Stress is a big contributor to health problems. Chronic stress can lead to or worsen depression and anxiety, which in turn can take a toll on the heart, increase the likelihood of obesity and diabetes, or cause sleep issues. To combat stress in the workplace, consider the following:

  • Meditation: A 2018 study found a positive correlation between mindfulness and workplace productivity. Meditation practices like walking meditation, which combines physical activity with mindfulness, or mindfulness meditation, which allows participants to focus on the moment rather than looking ahead or behind, can center your coworkers with deep breathing, better concentration, and renewed purpose.
  • Yoga: Yoga takes meditation a step further to combine movement and breath in a series of poses that stretch the body and engage the mind. The dangers of sitting for long periods of time have been well documented in recent medical literature, so yoga is a great way to get out of your chair—and better yet, yoga can lower levels of the stress hormone cortisol in the brain.

Healthy Eating

Under pressure, many people don’t make the best food choices, opting instead for carbohydrate- and sugar-rich convenience foods instead of the whole grains, fruits and vegetables the body needs. Luckily, easy swaps can ensure you eat better on the job.

  • “Candy” jar: It’s far too easy to dip into the candy jar on a long day—but what if that candy jar was replaced with fresh blueberries, almonds or trail mix? Try a healthy twist on easy snacks by keeping healthier food on hand for those midday cravings.
  • Healthy Potlucks: Skip the take-out and try an office potluck once a week in which each co-worker brings in a nutritious dish to share—and the recipe. Everyone walks away well-fed and well-equipped to try a new recipe at home.
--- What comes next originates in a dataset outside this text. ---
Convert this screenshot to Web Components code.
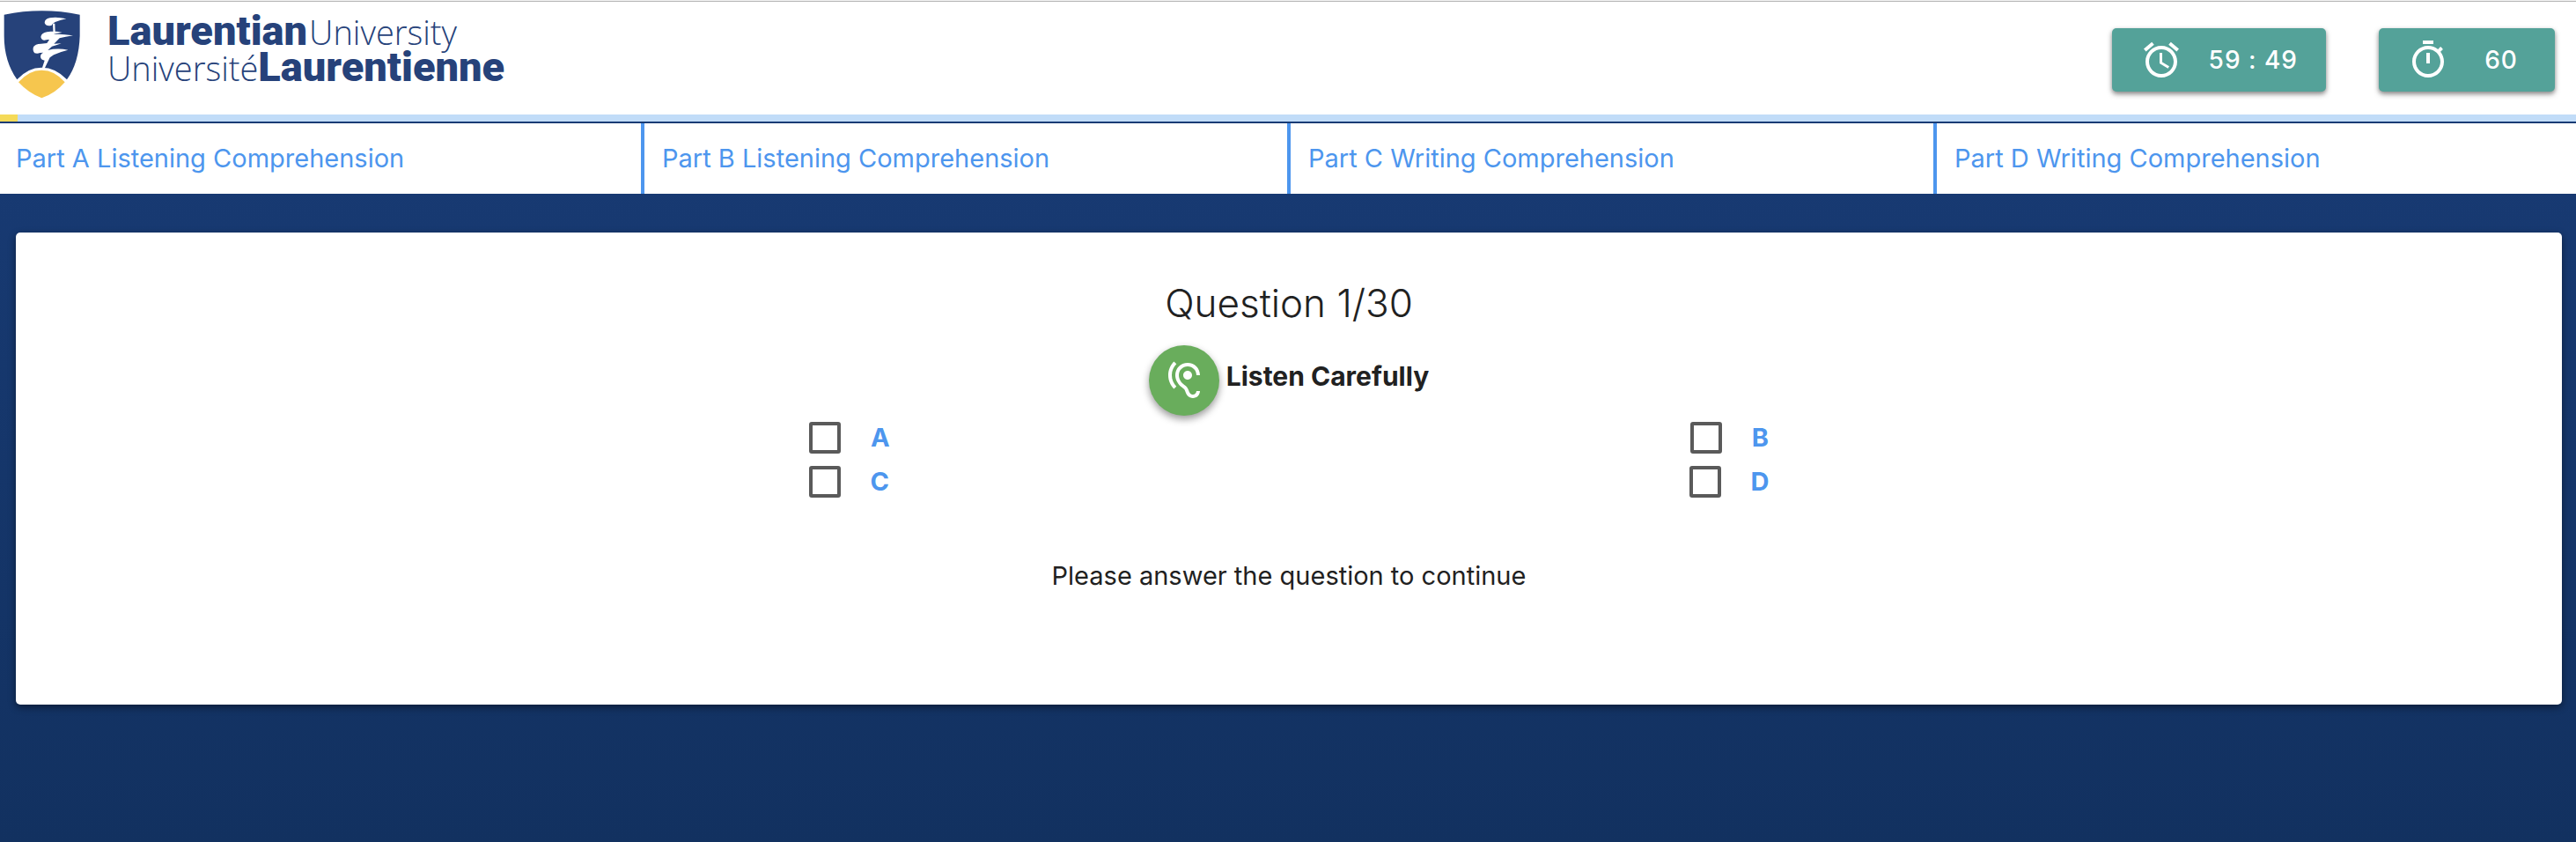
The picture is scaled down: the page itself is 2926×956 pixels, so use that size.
<!DOCTYPE html>
<html lang="en">
<head>
<meta charset="utf-8">
<meta name="viewport" content="width=device-width, initial-scale=1">
<title>Laurentian University – Placement Test</title>
<style>
html { height: 100%; }
body { margin: 0; min-height: 100%; font-family: Inter, "Liberation Sans", sans-serif; font-size: 29px; line-height: 40px; color: #212121; background: linear-gradient(#193c77, #123160); }
</style>
</head>
<body>
<exam-page></exam-page>

<template id="page-t">
<style>
:host { display: block; }
.bar { height: 8px; background: #c1dcf8; border-bottom: 2px solid #183b75; }
.bar span { display: block; width: 20px; height: 100%; background: #f5da58; }
nav { display: flex; }
</style>
<exam-header></exam-header>
<div class="bar" role="progressbar" aria-label="Exam progress"><span></span></div>
<nav>
<part-tab class="first">Part A Listening Comprehension</part-tab>
<part-tab>Part B Listening Comprehension</part-tab>
<part-tab>Part C Writing Comprehension</part-tab>
<part-tab class="last">Part D Writing Comprehension</part-tab>
</nav>
<question-card></question-card>
</template>

<template id="header-t">
<style>
:host { display: flex; align-items: flex-start; justify-content: space-between; box-sizing: border-box; height: 130px; background: #fff; border-top: 1px solid #f4f4f4; box-shadow: inset 0 1px #b5b5b5; padding: 1px 24px 0 0; }
.logo { display: flex; color: #26427a; text-decoration: none; }
svg { display: block; width: 96px; height: 112px; margin-right: 26px; }
.words { padding-top: 12px; font-family: "Open Sans", sans-serif; font-size: 38px; line-height: 41px; white-space: nowrap; }
.words div { display: flex; align-items: baseline; height: 41px; }
.b { font-family: Roboto, sans-serif; font-size: 47px; font-weight: 900; }
.l { font-weight: 300; }
.b + .l { margin-left: 2px; }
.timers { display: flex; gap: 60px; padding-top: 30px; }
</style>
<a class="logo" href="#" aria-label="Laurentian University">
<svg viewBox="0 6 288 336" aria-hidden="true">
<path fill="#26427a" d="M14 50Q143 24 272 50V122Q269 214 228 271Q190 230 142 230Q95 230 58 271Q14 208 14 122Z"/>
<path fill="#f6c64e" d="M63 280Q98 239 142 239Q187 239 221 280Q188 319 142 334Q98 318 63 280Z"/>
<path fill="#fff" d="M152 78Q152 64 170 61Q192 56 226 64Q208 67 188 75Q178 80 176 86Q158 92 152 78ZM180 80L187 80L188 108L182 122ZM139 126Q141 112 160 109Q190 103 212 111Q194 113 180 117Q205 114 249 121Q222 125 203 130L184 149L209 148Q190 155 177 158L163 171Q195 163 232 170Q206 176 183 187L170 196L152 233L144 230L152 206Q138 204 138 192Q138 183 148 179Q140 179 136 180Q128 184 118 181Q110 172 114 160Q119 150 140 149L160 147L168 135Q160 134 158 136Q142 140 139 126Z"/>
</svg>
<div class="words"><div><span class="b">Laurentian</span><span class="l">University</span></div><div><span class="l">Université</span><span class="b">Laurentienne</span></div></div>
</a>
<div class="timers">
<timer-button icon="alarm">59 : 49</timer-button>
<timer-button icon="timer">60</timer-button>
</div>
</template>

<template id="timer-t">
<style>
:host { display: block; }
button { display: flex; align-items: center; gap: 30px; height: 72px; padding: 0 32px; border: 0; border-radius: 5px; background: #54a299; color: #fff; font: 500 28px/40px Inter, sans-serif; letter-spacing: 1px; box-shadow: 0 3px 6px rgba(0,0,0,.35), 0 2px 4px rgba(0,0,0,.2); }
svg { width: 48px; height: 48px; fill: #fff; }
span { min-width: 58px; text-align: center; }
</style>
<button type="button"><svg viewBox="0 0 24 24" aria-hidden="true"><path/></svg><span><slot></slot></span></button>
</template>

<template id="tab-t">
<style>
:host { display: block; flex: 1 1 0; background: #fff; border-left: 4px solid #4d96ee; padding: 0 4px 0 20px; }
:host(.first) { border-left: 0; padding-left: 18px; }
:host(.last) { padding-right: 0; }
a { display: block; padding: 20px 0; color: #4d96ee; text-decoration: none; white-space: nowrap; }
</style>
<a href="#"><slot></slot></a>
</template>

<template id="card-t">
<style>
:host { display: block; box-sizing: border-box; min-height: 536px; margin: 44px 16px 0 18px; padding-top: 48px; border-radius: 5px; background: #fff; text-align: center; box-shadow: 0 3px 8px rgba(0,0,0,.45); }
h1 { margin: 0; font-size: 44px; line-height: 64px; font-weight: 300; }
.listen { display: flex; justify-content: center; gap: 8px; margin-top: 16px; font-size: 30px; font-weight: 700; line-height: 70px; }
button { width: 80px; height: 80px; padding: 16px; border: 0; border-radius: 50%; background: #69ad5c; box-shadow: 0 4px 8px rgba(0,0,0,.4); }
svg { display: block; width: 48px; height: 48px; fill: #fff; }
.row { display: flex; justify-content: space-evenly; }
p { margin: 62px 0 0; }
</style>
<h1>Question 1/30</h1>
<div class="listen"><button type="button" aria-label="Play the recording"><svg viewBox="0 0 24 24"><path d="M17 20c-.29 0-.56-.06-.76-.15-.71-.37-1.21-.88-1.71-2.38-.51-1.56-1.47-2.29-2.39-3-.79-.61-1.61-1.24-2.32-2.53C9.29 10.98 9 9.93 9 9c0-2.8 2.2-5 5-5s5 2.200 5 5h2c0-3.930-3.070-7-7-7S7 5.070 7 9c0 1.260.38 2.650 1.070 3.900.91 1.650 1.980 2.480 2.850 3.150.81.62 1.390 1.070 1.710 2.050.6 1.820 1.370 2.840 2.730 3.550.51.23 1.070.35 1.640.35 2.210 0 4-1.790 4-4h-2c0 1.100-.9 2-2 2zM7.640 2.640L6.220 1.220C4.230 3.210 3 5.960 3 9s1.230 5.790 3.220 7.780l1.410-1.410C6.010 13.740 5 11.490 5 9s1.010-4.740 2.640-6.360zM11.500 9c0 1.380 1.120 2.500 2.500 2.500s2.500-1.120 2.500-2.500-1.120-2.500-2.500-2.500-2.500 1.120-2.500 2.500z"/></svg></button><span>Listen Carefully</span></div>
<div class="row"><answer-option>A</answer-option><answer-option>B</answer-option></div>
<div class="row"><answer-option>C</answer-option><answer-option>D</answer-option></div>
<p>Please answer the question to continue</p>
</template>

<template id="option-t">
<style>
:host { display: block; }
label { display: flex; align-items: center; height: 50px; padding: 0 8px; color: #4d96ee; font-weight: 700; }
input { appearance: none; box-sizing: border-box; width: 36px; height: 36px; margin: 0 34px 0 0; border: 4px solid #5a5a5a; border-radius: 3px; background: #fff; }
</style>
<label><input type="checkbox"><slot></slot></label>
</template>

<script>
class Base extends HTMLElement {
  constructor() {
    super();
    this.attachShadow({ mode: "open" }).append(document.getElementById(this.constructor.tpl).content.cloneNode(true));
  }
}
const ICONS = {
  alarm: "M22 5.720l-4.600-3.860-1.290 1.530 4.600 3.860L22 5.720zM7.880 3.390L6.600 1.860 2 5.710l1.290 1.530 4.590-3.850zM12.500 8H11v6l4.750 2.850.75-1.230-4-2.370V8zM12 4c-4.970 0-9 4.030-9 9s4.020 9 9 9c4.970 0 9-4.030 9-9s-4.030-9-9-9zm0 16c-3.870 0-7-3.130-7-7s3.130-7 7-7 7 3.130 7 7-3.130 7-7 7z",
  timer: "M15 1H9v2h6V1zm-4 13h2V8h-2v6zm8.030-6.610l1.420-1.420c-.43-.51-.9-.99-1.410-1.410l-1.420 1.420C16.070 4.740 14.120 4 12 4c-4.970 0-9 4.030-9 9s4.020 9 9 9 9-4.030 9-9c0-2.120-.74-4.070-1.970-5.610zM12 20c-3.870 0-7-3.130-7-7s3.130-7 7-7 7 3.130 7 7-3.130 7-7 7z"
};
customElements.define("answer-option", class extends Base { static tpl = "option-t"; });
customElements.define("part-tab", class extends Base { static tpl = "tab-t"; });
customElements.define("timer-button", class extends Base {
  static tpl = "timer-t";
  connectedCallback() { this.shadowRoot.querySelector("path").setAttribute("d", ICONS[this.getAttribute("icon")]); }
});
customElements.define("exam-header", class extends Base { static tpl = "header-t"; });
customElements.define("question-card", class extends Base { static tpl = "card-t"; });
customElements.define("exam-page", class extends Base { static tpl = "page-t"; });
</script>
</body>
</html>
Being sedentary in the workplace takes a mental and physical toll that can lead to absenteeism and decreased productivity.  Looking for ways to keep active while on the job is a healthy habit that can pay off.

  • Sit-stand desks, exercise balls and vibrating seats: Flexible seating options that allow employees to sit and stand can decrease the extremes of employees sitting or being on their feet all day. Sitting on an exercise ball instead of a chair can engage back muscles (beware—with no back support, this isn’t a long-term option!), while seat cushions that vibrate hourly remind workers to get up and stretch.
  • Exercise challenge: Pick a new exercise every month—squats, sit-ups, jogging, etc. Create a calendar that allows employees to increase exercise intervals slowly and progressively throughout the month and have a prize drawing for anyone who completes the challenge.

Wellness doesn’t happen overnight, but little changes in office culture can help keep employees fit and focused, both physically and mentally.